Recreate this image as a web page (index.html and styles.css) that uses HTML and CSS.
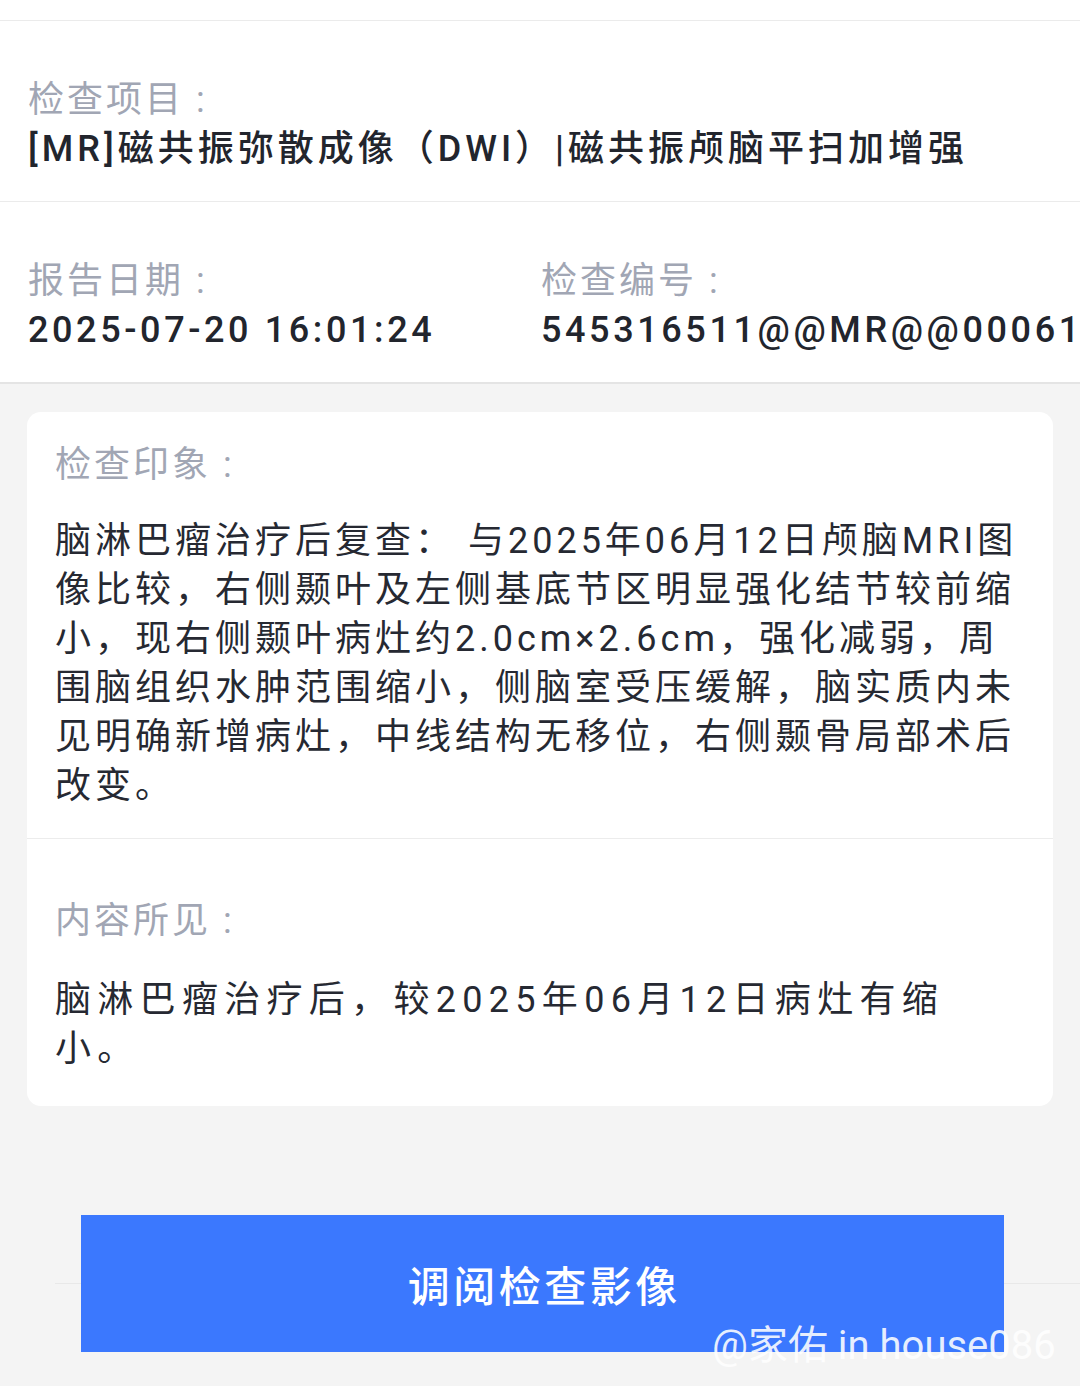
FILE: index.html
```html
<!DOCTYPE html>
<html lang="zh-CN">
  <head>
    <meta charset="UTF-8" />
    <meta name="viewport" content="width=device-width, initial-scale=1.0" />
    <title>检查报告</title>
    <link rel="stylesheet" href="styles.css">
  </head>
  <body>
    <div class="topbar"></div>

    <section class="info">
      <div class="field">
        <div class="label">检查项目 :</div>
        <div class="value">[MR]磁共振弥散成像（DWI）|磁共振颅脑平扫加增强</div>
      </div>
    </section>

    <section class="info info-cols">
      <div class="field">
        <div class="label">报告日期 :</div>
        <div class="value num">2025-07-20 16:01:24</div>
      </div>
      <div class="field">
        <div class="label">检查编号 :</div>
        <div class="value num nowrap">545316511@@MR@@00061</div>
      </div>
    </section>

    <main class="content">
      <div class="card">
        <div class="block">
          <div class="label">检查印象 :</div>
          <p class="text">
            脑淋巴瘤治疗后复查： 与2025年06月12日颅脑MRI图像比较，右侧颞叶及左侧基底节区明显强化结节较前缩小，现右侧颞叶病灶约2.0cm×2.6cm，强化减弱，周围脑组织水肿范围缩小，侧脑室受压缓解，脑实质内未见明确新增病灶，中线结构无移位，右侧颞骨局部术后改变。
          </p>
        </div>
        <div class="block block-seen">
          <div class="label">内容所见 :</div>
          <p class="text text-short">脑淋巴瘤治疗后，较2025年06月12日病灶有缩小。</p>
        </div>
      </div>
    </main>

    <footer class="footer">
      <button class="btn">调阅检查影像</button>
      <span class="watermark">@家佑 in house086</span>
    </footer>
  </body>
</html>
```

FILE: styles.css
```css
html,
body {
  margin: 0;
  padding: 0;
}
body {
  width: 1080px;
  min-height: 1386px;
  overflow: hidden;
  background: #f4f4f4;
  font-family: "Roboto", "Noto Sans CJK SC", sans-serif;
  font-size: 36px;
  line-height: 49px;
  letter-spacing: 4px;
  color: #262932;
}
.topbar {
  height: 20px;
  background: #fff;
  border-bottom: 1px solid #ebebeb;
}
.info {
  background: #fff;
  padding: 55px 0 27px 28px;
  border-bottom: 1px solid #ebebeb;
  overflow: hidden;
}
.info-cols {
  display: grid;
  grid-template-columns: 513px 1fr;
  border-bottom: 2px solid #e4e4e4;
}
.label {
  color: #a1a6b4;
  letter-spacing: 3px;
}
.value {
  font-weight: 500;
  color: #22252d;
}
.num {
  letter-spacing: 3.6px;
}
.nowrap {
  white-space: nowrap;
}
.content {
  padding: 28px 27px 0;
}
.card {
  background: #fff;
  border-radius: 14px;
  overflow: hidden;
}
.block {
  padding: 29px 28px 27px;
}
.block-seen {
  border-top: 1px solid #ececec;
  padding-top: 58px;
  padding-bottom: 32px;
}
.text {
  margin: 27px 0 0;
}
.block-seen .text {
  margin-top: 30px;
}
.text-short {
  letter-spacing: 6.3px;
  padding-right: 40px;
}
.footer {
  position: relative;
  display: flex;
  padding: 109px 0 0 81px;
}
.footer::before {
  content: "";
  position: absolute;
  left: 55px;
  right: 0;
  top: 177px;
  border-top: 1px solid #e8e8e8;
}
.btn {
  position: relative;
  width: 923px;
  height: 137px;
  padding: 0;
  border: 0;
  border-radius: 0;
  background: #3b78fe;
  color: #fff;
  font-family: "Noto Sans CJK SC", sans-serif;
  font-size: 42px;
  font-weight: 500;
  letter-spacing: 3.5px;
  text-indent: 3.5px;
}
.watermark {
  position: absolute;
  left: 712px;
  top: 220px;
  font-family: "Roboto", "Noto Sans CJK SC", sans-serif;
  font-size: 40px;
  line-height: 40px;
  letter-spacing: 0;
  color: rgba(255, 255, 255, 0.88);
  white-space: nowrap;
}
```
▬▬▬
### What to produce
Reproduce the material word for word. Any pictures should be left out of the copy.

### Written reply
Recreate this image as a web page (index.html and styles.css) that uses HTML and CSS.
FILE: index.html
```html
<!DOCTYPE html>
<html lang="zh-CN">
  <head>
    <meta charset="UTF-8" />
    <meta name="viewport" content="width=device-width, initial-scale=1.0" />
    <title>检查报告</title>
    <link rel="stylesheet" href="styles.css">
  </head>
  <body>
    <div class="topbar"></div>

    <section class="info">
      <div class="field">
        <div class="label">检查项目 :</div>
        <div class="value">[MR]磁共振弥散成像（DWI）|磁共振颅脑平扫加增强</div>
      </div>
    </section>

    <section class="info info-cols">
      <div class="field">
        <div class="label">报告日期 :</div>
        <div class="value num">2025-07-20 16:01:24</div>
      </div>
      <div class="field">
        <div class="label">检查编号 :</div>
        <div class="value num nowrap">545316511@@MR@@00061</div>
      </div>
    </section>

    <main class="content">
      <div class="card">
        <div class="block">
          <div class="label">检查印象 :</div>
          <p class="text">
            脑淋巴瘤治疗后复查： 与2025年06月12日颅脑MRI图像比较，右侧颞叶及左侧基底节区明显强化结节较前缩小，现右侧颞叶病灶约2.0cm×2.6cm，强化减弱，周围脑组织水肿范围缩小，侧脑室受压缓解，脑实质内未见明确新增病灶，中线结构无移位，右侧颞骨局部术后改变。
          </p>
        </div>
        <div class="block block-seen">
          <div class="label">内容所见 :</div>
          <p class="text text-short">脑淋巴瘤治疗后，较2025年06月12日病灶有缩小。</p>
        </div>
      </div>
    </main>

    <footer class="footer">
      <button class="btn">调阅检查影像</button>
      <span class="watermark">@家佑 in house086</span>
    </footer>
  </body>
</html>
```

FILE: styles.css
```css
html,
body {
  margin: 0;
  padding: 0;
}
body {
  width: 1080px;
  min-height: 1386px;
  overflow: hidden;
  background: #f4f4f4;
  font-family: "Roboto", "Noto Sans CJK SC", sans-serif;
  font-size: 36px;
  line-height: 49px;
  letter-spacing: 4px;
  color: #262932;
}
.topbar {
  height: 20px;
  background: #fff;
  border-bottom: 1px solid #ebebeb;
}
.info {
  background: #fff;
  padding: 55px 0 27px 28px;
  border-bottom: 1px solid #ebebeb;
  overflow: hidden;
}
.info-cols {
  display: grid;
  grid-template-columns: 513px 1fr;
  border-bottom: 2px solid #e4e4e4;
}
.label {
  color: #a1a6b4;
  letter-spacing: 3px;
}
.value {
  font-weight: 500;
  color: #22252d;
}
.num {
  letter-spacing: 3.6px;
}
.nowrap {
  white-space: nowrap;
}
.content {
  padding: 28px 27px 0;
}
.card {
  background: #fff;
  border-radius: 14px;
  overflow: hidden;
}
.block {
  padding: 29px 28px 27px;
}
.block-seen {
  border-top: 1px solid #ececec;
  padding-top: 58px;
  padding-bottom: 32px;
}
.text {
  margin: 27px 0 0;
}
.block-seen .text {
  margin-top: 30px;
}
.text-short {
  letter-spacing: 6.3px;
  padding-right: 40px;
}
.footer {
  position: relative;
  display: flex;
  padding: 109px 0 0 81px;
}
.footer::before {
  content: "";
  position: absolute;
  left: 55px;
  right: 0;
  top: 177px;
  border-top: 1px solid #e8e8e8;
}
.btn {
  position: relative;
  width: 923px;
  height: 137px;
  padding: 0;
  border: 0;
  border-radius: 0;
  background: #3b78fe;
  color: #fff;
  font-family: "Noto Sans CJK SC", sans-serif;
  font-size: 42px;
  font-weight: 500;
  letter-spacing: 3.5px;
  text-indent: 3.5px;
}
.watermark {
  position: absolute;
  left: 712px;
  top: 220px;
  font-family: "Roboto", "Noto Sans CJK SC", sans-serif;
  font-size: 40px;
  line-height: 40px;
  letter-spacing: 0;
  color: rgba(255, 255, 255, 0.88);
  white-space: nowrap;
}
```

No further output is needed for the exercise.